I grew up working in my dad's hardware store and that was formative training for being an engineer. Good design starts with understanding the specific problem you are trying to solve, and being a helpful hardware store employee does too. If someone says, "My toilet is broken" you don't just say "Here's a new seat", you ask questions: Does it flush properly? Does it overflow? Does it run after flushing? Etc. Especially since in many cases we have to rely on the customer's description, we have to make a first effort and iterate towards a solution. You would be amazed at how many times I have versions of this conversation in my professional life!
I love it. I try a lot to get our kids to not just say "I need help!" but to try to articulate a little of what is not working and brainstorm together what can be done (which sometimes they can try themselves)
Again, me with the math tutoring. If a student tells me they "don't get it", I am constantly working towards having them try to be more specific - partly so that, like Amy, I have a better idea of where my explanation is missing and partly, like you, because it's good for their education in thinking.
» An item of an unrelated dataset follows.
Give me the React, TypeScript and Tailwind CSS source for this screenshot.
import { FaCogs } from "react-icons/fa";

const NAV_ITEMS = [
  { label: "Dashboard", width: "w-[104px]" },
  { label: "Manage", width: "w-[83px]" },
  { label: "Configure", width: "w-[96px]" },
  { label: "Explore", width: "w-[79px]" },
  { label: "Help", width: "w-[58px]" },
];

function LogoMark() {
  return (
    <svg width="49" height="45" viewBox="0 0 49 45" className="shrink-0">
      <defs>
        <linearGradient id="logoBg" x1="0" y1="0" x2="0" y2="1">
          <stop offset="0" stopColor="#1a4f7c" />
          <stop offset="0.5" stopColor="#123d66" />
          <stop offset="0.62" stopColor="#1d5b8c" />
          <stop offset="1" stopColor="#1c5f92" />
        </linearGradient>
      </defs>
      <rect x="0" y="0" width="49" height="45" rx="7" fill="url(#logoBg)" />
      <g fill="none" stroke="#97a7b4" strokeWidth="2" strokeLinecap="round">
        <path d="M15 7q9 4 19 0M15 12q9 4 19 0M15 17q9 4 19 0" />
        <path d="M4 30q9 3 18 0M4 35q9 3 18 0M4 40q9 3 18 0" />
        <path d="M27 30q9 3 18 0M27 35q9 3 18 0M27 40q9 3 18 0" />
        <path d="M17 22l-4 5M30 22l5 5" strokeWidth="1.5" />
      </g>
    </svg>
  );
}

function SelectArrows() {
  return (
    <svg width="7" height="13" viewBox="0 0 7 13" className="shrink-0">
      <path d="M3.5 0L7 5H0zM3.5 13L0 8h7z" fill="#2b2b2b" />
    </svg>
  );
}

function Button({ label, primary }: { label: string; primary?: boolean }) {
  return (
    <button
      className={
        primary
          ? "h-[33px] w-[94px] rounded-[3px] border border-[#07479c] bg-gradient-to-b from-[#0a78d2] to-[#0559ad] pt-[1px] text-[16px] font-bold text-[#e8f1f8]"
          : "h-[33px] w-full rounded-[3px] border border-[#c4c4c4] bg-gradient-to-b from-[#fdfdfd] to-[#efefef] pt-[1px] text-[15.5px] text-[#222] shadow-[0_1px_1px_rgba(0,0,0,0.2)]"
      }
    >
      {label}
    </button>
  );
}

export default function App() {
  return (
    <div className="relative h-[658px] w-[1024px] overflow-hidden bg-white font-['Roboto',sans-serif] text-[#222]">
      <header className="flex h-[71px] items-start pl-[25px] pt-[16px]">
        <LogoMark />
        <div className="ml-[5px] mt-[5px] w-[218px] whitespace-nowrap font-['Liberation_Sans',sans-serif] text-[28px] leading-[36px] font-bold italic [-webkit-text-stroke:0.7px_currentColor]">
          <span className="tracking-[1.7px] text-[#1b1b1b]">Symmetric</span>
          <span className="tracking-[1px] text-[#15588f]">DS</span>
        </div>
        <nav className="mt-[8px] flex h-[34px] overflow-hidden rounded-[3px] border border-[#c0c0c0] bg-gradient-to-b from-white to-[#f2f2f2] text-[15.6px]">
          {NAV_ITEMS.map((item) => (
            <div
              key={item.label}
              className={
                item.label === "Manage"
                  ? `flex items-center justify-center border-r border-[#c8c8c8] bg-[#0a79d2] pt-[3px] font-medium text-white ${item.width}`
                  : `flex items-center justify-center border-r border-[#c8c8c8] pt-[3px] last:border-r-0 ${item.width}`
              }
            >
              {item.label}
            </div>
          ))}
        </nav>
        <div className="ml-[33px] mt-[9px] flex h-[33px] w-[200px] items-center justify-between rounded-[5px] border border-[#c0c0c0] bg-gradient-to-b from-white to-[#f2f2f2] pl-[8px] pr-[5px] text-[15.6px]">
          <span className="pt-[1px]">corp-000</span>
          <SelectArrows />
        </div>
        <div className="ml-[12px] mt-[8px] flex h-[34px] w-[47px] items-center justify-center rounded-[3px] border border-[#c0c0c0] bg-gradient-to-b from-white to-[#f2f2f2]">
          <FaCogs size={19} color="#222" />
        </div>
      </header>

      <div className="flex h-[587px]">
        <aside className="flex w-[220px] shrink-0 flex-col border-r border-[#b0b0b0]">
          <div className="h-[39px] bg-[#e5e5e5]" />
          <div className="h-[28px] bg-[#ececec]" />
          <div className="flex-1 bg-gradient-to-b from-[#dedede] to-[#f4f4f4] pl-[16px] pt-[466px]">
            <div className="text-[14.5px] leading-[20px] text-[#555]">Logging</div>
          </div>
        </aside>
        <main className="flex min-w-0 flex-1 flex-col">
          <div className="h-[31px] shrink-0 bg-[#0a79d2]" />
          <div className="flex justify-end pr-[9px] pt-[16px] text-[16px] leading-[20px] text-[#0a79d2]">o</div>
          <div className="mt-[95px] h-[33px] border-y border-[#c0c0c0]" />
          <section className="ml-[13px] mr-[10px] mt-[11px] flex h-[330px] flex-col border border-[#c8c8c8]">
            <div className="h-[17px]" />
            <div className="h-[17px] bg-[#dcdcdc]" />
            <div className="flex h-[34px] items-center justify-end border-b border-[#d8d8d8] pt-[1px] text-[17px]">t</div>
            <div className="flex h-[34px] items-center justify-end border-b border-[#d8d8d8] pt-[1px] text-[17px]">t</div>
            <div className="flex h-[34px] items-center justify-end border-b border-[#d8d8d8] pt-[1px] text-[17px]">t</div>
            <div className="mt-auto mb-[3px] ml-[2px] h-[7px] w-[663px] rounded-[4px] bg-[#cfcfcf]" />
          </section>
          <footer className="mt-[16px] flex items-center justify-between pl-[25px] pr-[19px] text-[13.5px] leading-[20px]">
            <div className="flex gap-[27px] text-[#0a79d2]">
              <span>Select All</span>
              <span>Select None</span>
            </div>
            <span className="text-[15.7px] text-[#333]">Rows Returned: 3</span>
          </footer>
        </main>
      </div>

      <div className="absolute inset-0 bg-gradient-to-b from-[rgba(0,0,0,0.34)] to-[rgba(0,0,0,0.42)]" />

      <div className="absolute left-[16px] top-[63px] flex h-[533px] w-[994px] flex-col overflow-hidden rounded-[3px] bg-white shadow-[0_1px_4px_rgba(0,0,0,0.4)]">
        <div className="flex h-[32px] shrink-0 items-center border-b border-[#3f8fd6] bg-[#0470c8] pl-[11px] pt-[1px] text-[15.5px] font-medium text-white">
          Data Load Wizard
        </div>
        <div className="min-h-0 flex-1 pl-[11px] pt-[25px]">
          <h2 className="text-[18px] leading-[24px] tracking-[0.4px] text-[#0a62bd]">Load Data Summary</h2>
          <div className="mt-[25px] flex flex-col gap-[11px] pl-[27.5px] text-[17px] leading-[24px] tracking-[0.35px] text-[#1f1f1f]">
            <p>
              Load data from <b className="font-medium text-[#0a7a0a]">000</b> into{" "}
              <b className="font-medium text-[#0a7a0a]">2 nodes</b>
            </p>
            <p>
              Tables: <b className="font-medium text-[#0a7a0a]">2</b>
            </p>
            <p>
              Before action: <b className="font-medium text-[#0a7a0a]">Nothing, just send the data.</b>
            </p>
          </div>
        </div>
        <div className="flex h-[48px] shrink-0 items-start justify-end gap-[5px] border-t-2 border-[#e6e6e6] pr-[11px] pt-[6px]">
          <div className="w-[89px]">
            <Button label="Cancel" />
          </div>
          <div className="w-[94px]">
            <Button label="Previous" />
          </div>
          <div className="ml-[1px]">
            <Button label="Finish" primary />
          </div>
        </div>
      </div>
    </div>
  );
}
I recently had to complete an art project for our church's art group (a reflection on someone else's 'time altar'), and I had these boundaries: the art supplies that I had use of in my closet, the words written by the individual, and 1 week to completion. I am someone who likes to mull over an idea for a decent amount of time before committing - especially since my art supplies were limited and I wasn't going to be buying anymore for this project.
The boundaries actually helped me commit to something. What I created was a linocut print, and it turned out...okay. LOL It was decent for a first attempt I had used all of my time constraint (1 week) to mull over the idea, and cutting into the lino block...that's my boundary of my supply.
It was, in effect, a prototype of a print that I used once...for the individual's print that I'd be gifting to them.
So did I 'fail'? No, not exactly, but I *could* have made it better had I no constraints. I think boundaries actually help the creative process. Endless opportunity/options/ideas sort of feel like the opposite of claustrophobia to me - not hemmed in by too small, but hemmed 'in' (out?) by too large. Regardless, it was fun! I hadn't done a print in ages!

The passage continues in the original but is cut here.